A geyser is a hot spring that intermittently sends up fountainlike jets of water and
steam into the air. One of the world’s most famous geysers is Old Faithful in
Yellowstone National Park (USA). It blows out a 130-foot column of hot water and steam
for up to five minutes every hour. But Yellowstone’s Steamboat Geyser can send jets of
water up to 380 feet, making it the highest in the world. However, it was once outdone
by New Zealand’s Waimangu Geyser, which once sent water to heights of 1,500 feet in 1904.

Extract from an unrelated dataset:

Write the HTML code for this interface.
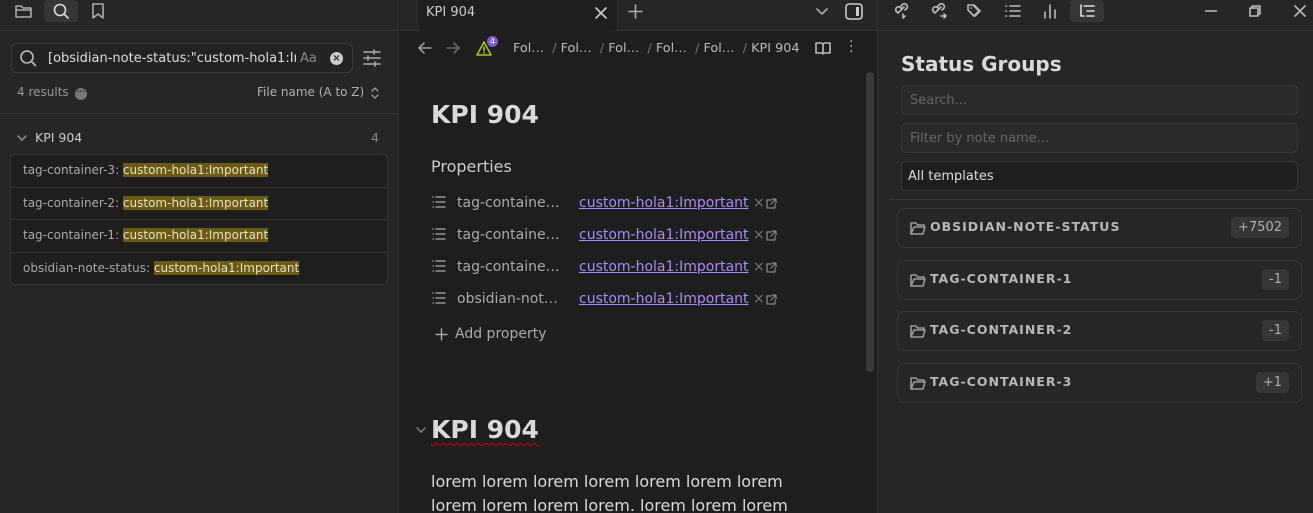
<!DOCTYPE html>
<html><head><style>
*{box-sizing:border-box;margin:0;padding:0}
html,body{width:1313px;height:513px;overflow:hidden}
body{background:#1e1e1e;font-family:"DejaVu Sans","Liberation Sans",sans-serif;color:#dadada;position:relative}
.a{position:absolute}
svg{position:absolute;fill:none;stroke:currentColor;stroke-width:1.6;stroke-linecap:round;stroke-linejoin:round}
.hl{background:#6b5a14;color:#e6e0c8}
.lnk{color:#a88bfa;text-decoration:underline}
.card{position:absolute;left:897px;width:405px;height:40px;border:1px solid #363636;border-radius:8px;background:#262626}
.card .t{position:absolute;left:32px;top:10px;font-weight:bold;font-size:12.5px;letter-spacing:1px;color:#b8b8b8}
.card .b{position:absolute;top:8px;right:12px;height:21px;padding:0 7px;background:#363636;border-radius:4px;font-size:13px;color:#b0b0b0;line-height:21px}
.card svg{left:12px;top:12px;color:#999}
</style></head><body>
<!-- left panel -->
<div class="a" style="left:0;top:0;width:399px;height:513px;background:#262626;border-right:1px solid #333"></div>
<div class="a" style="left:0;top:30px;width:399px;height:1px;background:#333"></div>
<div class="a" style="left:44px;top:0;width:34px;height:22px;background:#363636;border-radius:4px"></div>
<svg style="left:15px;top:3px;color:#aaa" width="18" height="16" viewBox="0 0 18 16"><path d="M1 3h5l2 2h8v9H1z M1 7h15"/></svg>
<svg style="left:52px;top:3px;color:#ddd" width="18" height="16" viewBox="0 0 18 16"><circle cx="8" cy="7" r="5.5"/><path d="M12 11l4 4"/></svg>
<svg style="left:90px;top:2px;color:#aaa" width="16" height="18" viewBox="0 0 16 18"><path d="M3 2h10v14l-5-4-5 4z"/></svg>
<div class="a" style="left:11px;top:43px;width:342px;height:30px;border:1px solid #3a3a3a;border-radius:6px;background:#232323"></div>
<svg style="left:19px;top:49px;color:#bbb" width="18" height="18" viewBox="0 0 18 18"><circle cx="8" cy="8" r="6"/><path d="M12.5 12.5l4 4"/></svg>
<div class="a" style="left:48px;top:51px;font-size:13px;color:#ddd;white-space:nowrap;width:248px;overflow:hidden">[obsidian-note-status:"custom-hola1:Important</div>
<div class="a" style="left:300px;top:51px;font-size:13px;color:#888">Aa</div>
<div class="a" style="left:330px;top:52px;width:13px;height:13px;border-radius:50%;background:#ccc;color:#262626;font-size:10px;line-height:13px;text-align:center;font-weight:bold">×</div>
<svg style="left:363px;top:49px;color:#aaa" width="18" height="18" viewBox="0 0 18 18"><path d="M1 3h16M1 9h16M1 15h16"/><path d="M11 1v4M5 7v4M12 13v4" /></svg>
<div class="a" style="left:17px;top:85px;font-size:12px;color:#9a9a9a">4 results</div>
<div class="a" style="left:75px;top:88px;width:12px;height:12px;border-radius:50%;background:#777;color:#333;font-size:8px;line-height:8px;text-align:center;font-weight:bold">···</div>
<div class="a" style="left:257px;top:85px;font-size:12px;color:#b0b0b0">File name (A to Z)</div>
<svg style="left:371px;top:87px;color:#999;stroke-width:1.3" width="8" height="12" viewBox="0 0 8 12"><path d="M1 4l3-3 3 3M1 8l3 3 3-3"/></svg>
<div class="a" style="left:0;top:113px;width:398px;height:1px;background:#333"></div>
<svg style="left:17px;top:134px;color:#888" width="10" height="8" viewBox="0 0 10 8"><path d="M1 2l4 4 4-4"/></svg>
<div class="a" style="left:35px;top:130px;font-size:12.5px;color:#ccc">KPI 904</div>
<div class="a" style="left:371px;top:130px;font-size:12.5px;color:#888">4</div>
<div class="a" style="left:10px;top:154px;width:378px;height:131px;background:#1e1e1e;border:1px solid #363636;border-radius:5px"></div>
<div class="a" style="left:11px;top:187px;width:376px;height:1px;background:#333"></div>
<div class="a" style="left:11px;top:219px;width:376px;height:1px;background:#333"></div>
<div class="a" style="left:11px;top:252px;width:376px;height:1px;background:#333"></div>
<div class="a" style="left:23px;top:163px;font-size:12px;color:#aaa">tag-container-3: <span class="hl">custom-hola1:Important</span></div>
<div class="a" style="left:23px;top:196px;font-size:12px;color:#aaa">tag-container-2: <span class="hl">custom-hola1:Important</span></div>
<div class="a" style="left:23px;top:228px;font-size:12px;color:#aaa">tag-container-1: <span class="hl">custom-hola1:Important</span></div>
<div class="a" style="left:23px;top:261px;font-size:12px;color:#aaa">obsidian-note-status: <span class="hl">custom-hola1:Important</span></div>

<!-- middle -->
<div class="a" style="left:400px;top:0;width:477px;height:31px;background:#262626;border-bottom:1px solid #333"></div>
<div class="a" style="left:417px;top:0;width:201px;height:32px;background:#1e1e1e;border-radius:0 0 6px 6px;border:1px solid #333;border-top:none;border-bottom:none"></div>
<div class="a" style="left:426px;top:5px;font-size:13px;color:#ccc">KPI 904</div>
<svg style="left:595px;top:7px;color:#ccc" width="12" height="12" viewBox="0 0 12 12"><path d="M1 1l10 10M11 1L1 11"/></svg>
<svg style="left:628px;top:4px;color:#aaa" width="15" height="15" viewBox="0 0 15 15"><path d="M7.5 1v13M1 7.5h13"/></svg>
<svg style="left:816px;top:8px;color:#aaa" width="12" height="8" viewBox="0 0 12 8"><path d="M1 1l5 5 5-5"/></svg>
<svg style="left:845px;top:3px;color:#ccc" width="18" height="17" viewBox="0 0 18 17"><rect x="1" y="1" width="16" height="15" rx="3"/><rect x="11" y="4" width="3" height="9" fill="#ccc" stroke="none"/></svg>
<div class="a" style="left:877px;top:0;width:1px;height:513px;background:#333"></div>
<svg style="left:418px;top:42px;color:#999" width="14" height="12" viewBox="0 0 14 12"><path d="M13 6H1M6 1L1 6l5 5"/></svg>
<svg style="left:446px;top:42px;color:#666" width="14" height="12" viewBox="0 0 14 12"><path d="M1 6h12M8 1l5 5-5 5"/></svg>
<svg style="left:476px;top:41px;color:#a5c221" width="16" height="15" viewBox="0 0 16 15"><path d="M8 1L1 14h14z M8 6v3.5M8 11.5v.5"/></svg>
<div class="a" style="left:487px;top:36px;width:11px;height:11px;border-radius:50%;background:#7e5bd6;color:#fff;font-size:8px;line-height:11px;text-align:center">4</div>
<div class="a" style="left:513px;top:41px;font-size:12.8px;color:#bbb;white-space:nowrap">Fol… <span style="color:#777">&nbsp;/</span> Fol… <span style="color:#777">&nbsp;/</span> Fol… <span style="color:#777">&nbsp;/</span> Fol… <span style="color:#777">&nbsp;/</span> Fol… <span style="color:#777">&nbsp;/</span> KPI 904</div>
<svg style="left:815px;top:42px;color:#bbb" width="16" height="13" viewBox="0 0 16 13"><path d="M1 1h5a2 2 0 0 1 2 2v9M15 1h-5a2 2 0 0 0-2 2M1 1v10h14V1"/></svg>
<div class="a" style="left:849px;top:40px;font-size:14px;color:#bbb;line-height:5px;width:4px">·<br>·<br>·</div>
<div class="a" style="left:866px;top:72px;width:8px;height:300px;background:#3a3a3a;border-radius:4px"></div>
<div class="a" style="left:431px;top:100px;font-size:25px;font-weight:bold;color:#dadada">KPI 904</div>
<div class="a" style="left:431px;top:157px;font-size:16px;color:#ccc">Properties</div>
<div class="a" style="left:432px;top:188px;line-height:32px">
<svg style="left:0;top:8px;color:#aaa;stroke-width:1.3" width="14" height="12" viewBox="0 0 14 12"><path d="M1 1h.3M1 6h.3M1 11h.3M4 1h9M4 6h9M4 11h9"/></svg>
<svg style="left:0;top:40px;color:#aaa;stroke-width:1.3" width="14" height="12" viewBox="0 0 14 12"><path d="M1 1h.3M1 6h.3M1 11h.3M4 1h9M4 6h9M4 11h9"/></svg>
<svg style="left:0;top:72px;color:#aaa;stroke-width:1.3" width="14" height="12" viewBox="0 0 14 12"><path d="M1 1h.3M1 6h.3M1 11h.3M4 1h9M4 6h9M4 11h9"/></svg>
<svg style="left:0;top:104px;color:#aaa;stroke-width:1.3" width="14" height="12" viewBox="0 0 14 12"><path d="M1 1h.3M1 6h.3M1 11h.3M4 1h9M4 6h9M4 11h9"/></svg>
</div>
<div class="a" style="left:457px;top:187px;font-size:14px;color:#aaa;line-height:32px">
<div>tag-containe…</div><div>tag-containe…</div><div>tag-containe…</div><div>obsidian-not…</div></div>
<div class="a" style="left:579px;top:187px;font-size:14px;line-height:32px">
<div><span class="lnk">custom-hola1:Important</span> <span style="color:#777">×</span></div>
<div><span class="lnk">custom-hola1:Important</span> <span style="color:#777">×</span></div>
<div><span class="lnk">custom-hola1:Important</span> <span style="color:#777">×</span></div>
<div><span class="lnk">custom-hola1:Important</span> <span style="color:#777">×</span></div></div>
<svg style="left:766px;top:198px;color:#888;stroke-width:1.2" width="11" height="11" viewBox="0 0 11 11"><path d="M5 2H1v8h8V6M6 1h4v4M10 1L5 6"/></svg>
<svg style="left:766px;top:230px;color:#888;stroke-width:1.2" width="11" height="11" viewBox="0 0 11 11"><path d="M5 2H1v8h8V6M6 1h4v4M10 1L5 6"/></svg>
<svg style="left:766px;top:262px;color:#888;stroke-width:1.2" width="11" height="11" viewBox="0 0 11 11"><path d="M5 2H1v8h8V6M6 1h4v4M10 1L5 6"/></svg>
<svg style="left:766px;top:294px;color:#888;stroke-width:1.2" width="11" height="11" viewBox="0 0 11 11"><path d="M5 2H1v8h8V6M6 1h4v4M10 1L5 6"/></svg>
<svg style="left:435px;top:328px;color:#aaa;stroke-width:1.4" width="13" height="13" viewBox="0 0 13 13"><path d="M6.5 1v11M1 6.5h11"/></svg>
<div class="a" style="left:455px;top:326px;font-size:14px;color:#aaa">Add property</div>
<svg style="left:416px;top:427px;color:#777" width="10" height="7" viewBox="0 0 10 7"><path d="M1 1l4 4 4-4"/></svg>
<div class="a" style="left:431px;top:415px;font-size:25px;font-weight:bold;color:#dadada;text-decoration:underline wavy #c00;text-decoration-thickness:1px;text-underline-offset:4px">KPI 904</div>
<div class="a" style="left:431px;top:470px;font-size:16px;color:#dadada;line-height:24px;white-space:nowrap">lorem lorem lorem lorem lorem lorem lorem<br>lorem lorem lorem lorem. lorem lorem lorem</div>

<!-- right -->
<div class="a" style="left:878px;top:0;width:435px;height:513px;background:#262626"></div>
<div class="a" style="left:878px;top:30px;width:435px;height:1px;background:#333"></div>
<div class="a" style="left:1070px;top:0;width:34px;height:22px;background:#363636;border-radius:4px"></div>
<svg style="left:893px;top:3px;color:#bbb" width="18" height="16" viewBox="0 0 18 16"><path d="M5 10l-2-2a3 3 0 0 1 4-4l2 2M8 3l2-2a3 3 0 0 1 4 4l-2 2M6 9l5-5M10 11v4M10 15l2-2"/></svg>
<svg style="left:930px;top:3px;color:#bbb" width="18" height="16" viewBox="0 0 18 16"><path d="M5 10l-2-2a3 3 0 0 1 4-4l2 2M8 3l2-2a3 3 0 0 1 4 4l-2 2M6 9l5-5M11 13h5M14 11l2 2-2 2"/></svg>
<svg style="left:967px;top:3px;color:#bbb" width="18" height="16" viewBox="0 0 18 16"><path d="M1 2v5l6 6 5-5-6-6z M7 2l6 6-5 5 M4 5h.5"/></svg>
<svg style="left:1005px;top:4px;color:#bbb" width="16" height="14" viewBox="0 0 16 14"><path d="M1 2h.5M1 7h.5M1 12h.5M5 2h10M5 7h10M5 12h10"/></svg>
<svg style="left:1043px;top:3px;color:#bbb" width="14" height="16" viewBox="0 0 14 16"><path d="M2 15V9M7 15V2M12 15V7"/></svg>
<svg style="left:1079px;top:4px;color:#ddd" width="16" height="14" viewBox="0 0 16 14"><path d="M2 1v11h3M5 2h10M8 7h7M8 12h7"/></svg>
<svg style="left:1205px;top:10px;color:#bbb" width="12" height="2" viewBox="0 0 12 2"><path d="M0 1h12"/></svg>
<svg style="left:1249px;top:5px;color:#bbb" width="12" height="12" viewBox="0 0 12 12"><rect x="1" y="3" width="8" height="8"/><path d="M3 3V1h8v8H9"/></svg>
<svg style="left:1294px;top:5px;color:#bbb" width="12" height="12" viewBox="0 0 12 12"><path d="M1 1l10 10M11 1L1 11"/></svg>
<div class="a" style="left:901px;top:52px;font-size:20px;font-weight:bold;color:#dadada">Status Groups</div>
<div class="a" style="left:901px;top:85px;width:397px;height:30px;border:1px solid #363636;border-radius:5px;background:#2a2a2a;font-size:13px;color:#666;padding:7px 8px">Search...</div>
<div class="a" style="left:901px;top:123px;width:397px;height:30px;border:1px solid #363636;border-radius:5px;background:#2a2a2a;font-size:13px;color:#666;padding:7px 8px">Filter by note name...</div>
<div class="a" style="left:901px;top:161px;width:397px;height:30px;border:1px solid #3a3a3a;border-radius:4px;background:#1e1e1e;font-size:13px;color:#ddd;padding:7px 6px">All templates</div>
<div class="a" style="left:889px;top:199px;width:424px;height:1px;background:#363636"></div>
<div class="card" style="top:208px"><svg width="16" height="14" viewBox="0 0 16 14"><path d="M1 2h5l1.5 2H14v2M1 2v11h12l2-7H4l-3 7"/></svg><div class="t">OBSIDIAN-NOTE-STATUS</div><div class="b">+7502</div></div>
<div class="card" style="top:260px"><svg width="16" height="14" viewBox="0 0 16 14"><path d="M1 2h5l1.5 2H14v2M1 2v11h12l2-7H4l-3 7"/></svg><div class="t">TAG-CONTAINER-1</div><div class="b">-1</div></div>
<div class="card" style="top:311px"><svg width="16" height="14" viewBox="0 0 16 14"><path d="M1 2h5l1.5 2H14v2M1 2v11h12l2-7H4l-3 7"/></svg><div class="t">TAG-CONTAINER-2</div><div class="b">-1</div></div>
<div class="card" style="top:363px"><svg width="16" height="14" viewBox="0 0 16 14"><path d="M1 2h5l1.5 2H14v2M1 2v11h12l2-7H4l-3 7"/></svg><div class="t">TAG-CONTAINER-3</div><div class="b">+1</div></div>
</body></html>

Usually found in areas of volcanic activity, geysers and hot springs develop when
groundwater trickles deep into the earth. There, it is heated by hot gases and rock, and
trapped before it can return to the surface. Pressure begins to build until it becomes
to great that a pillar of steaming water erupts through cracks.
Geysers get their name from a hot spring in southwestern Iceland. Its name is Geysir,
meaning “gusher” in Icelandic. When Norse settlers first arrived there in the Middle
Ages, it erupted three times a day, but stopped after a nearby volcano erupted in the
twentieth century. Most geysers, unlike Old Faithful, are irregular. Their eruptions
depend on changes in groundwater flow, surface pressure, and even the tides.
Geysers can also be used in beneficial ways. In Iceland, the Geysir helps heat the
capital city of Reykjavik. And at The Geysers, a place in northern California, steam is
trapped to generate electricity for a city of one million residents.